Chief Mutasa, in a 2012 letter to Murerwa, pleaded that the Martins retain ownership of the remaining 660 hectares as “this was also recommended by the political party”, even stating that  a letter had been “signed by the honourable Cde DNE Mutasa and was handed over to your office.”

The then Mutasa district administrator, in a letter to the provincial lands committee, also backed Martin’s retention of his farm.

“This letter serves to confirm that the District Lands Committee in its meeting … recommended Frank Thomas Martin, …be allocated the remaining extension of Five Streams Farm measuring 660 hectares,” read the letter.

Again the District Lands Committee recommended that Martin “continue with his farming activities,” according to a letter to the provincial chief lands officer written by the acting Mutasa district administrator.

All this, however, did not stop Gudyanga from claiming ownership of the farm on the strength of his offer letter. He has since been granted an eviction order which the Martins initially vainly tried to resist.  

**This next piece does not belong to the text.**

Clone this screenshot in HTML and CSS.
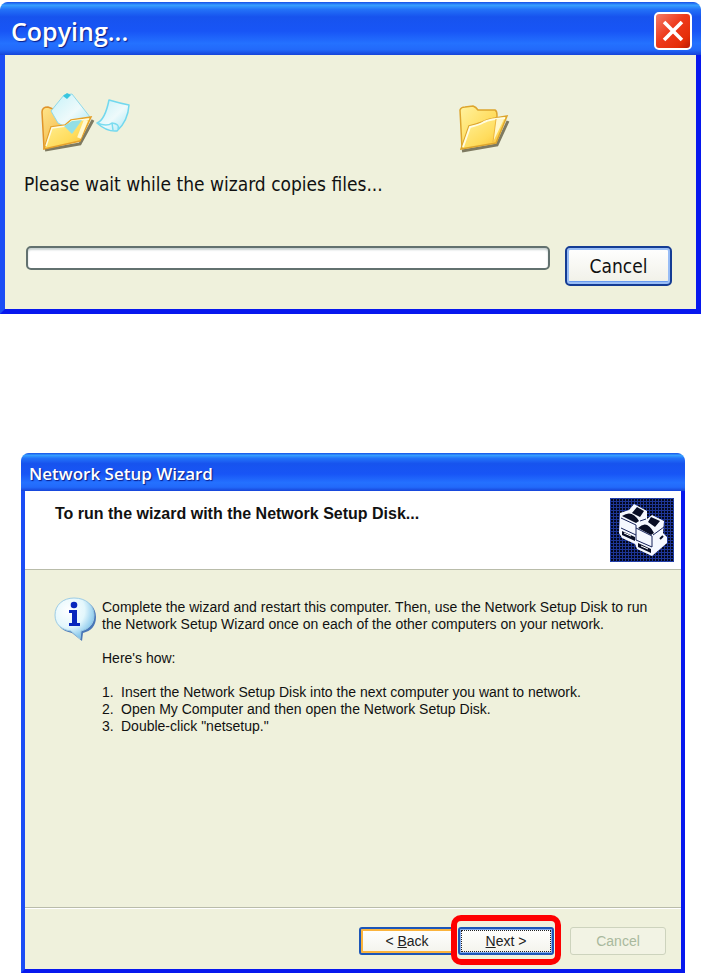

Employing 150 permanent employees, running a primary school at the farm with an enrolment of over 1 600 pupils, running a Tennis Academy at the farm called Mantis Tennis Academy which benefits gifted children through scholarships, as well as supporting local farmers and Zanu PF members with farming inputs, has reinforced the Martins’  grass roots support, which has been instrumental in sparing their farm.  

Frank Martin said prior to the stay of eviction, their property was removed from their farm house.

“Riot squad and a messenger of court came in, loaded our furniture and everything in the house into trucks, took it up the road about a kilometre and dumped it out into the bush from where most of it was looted,” Martin said.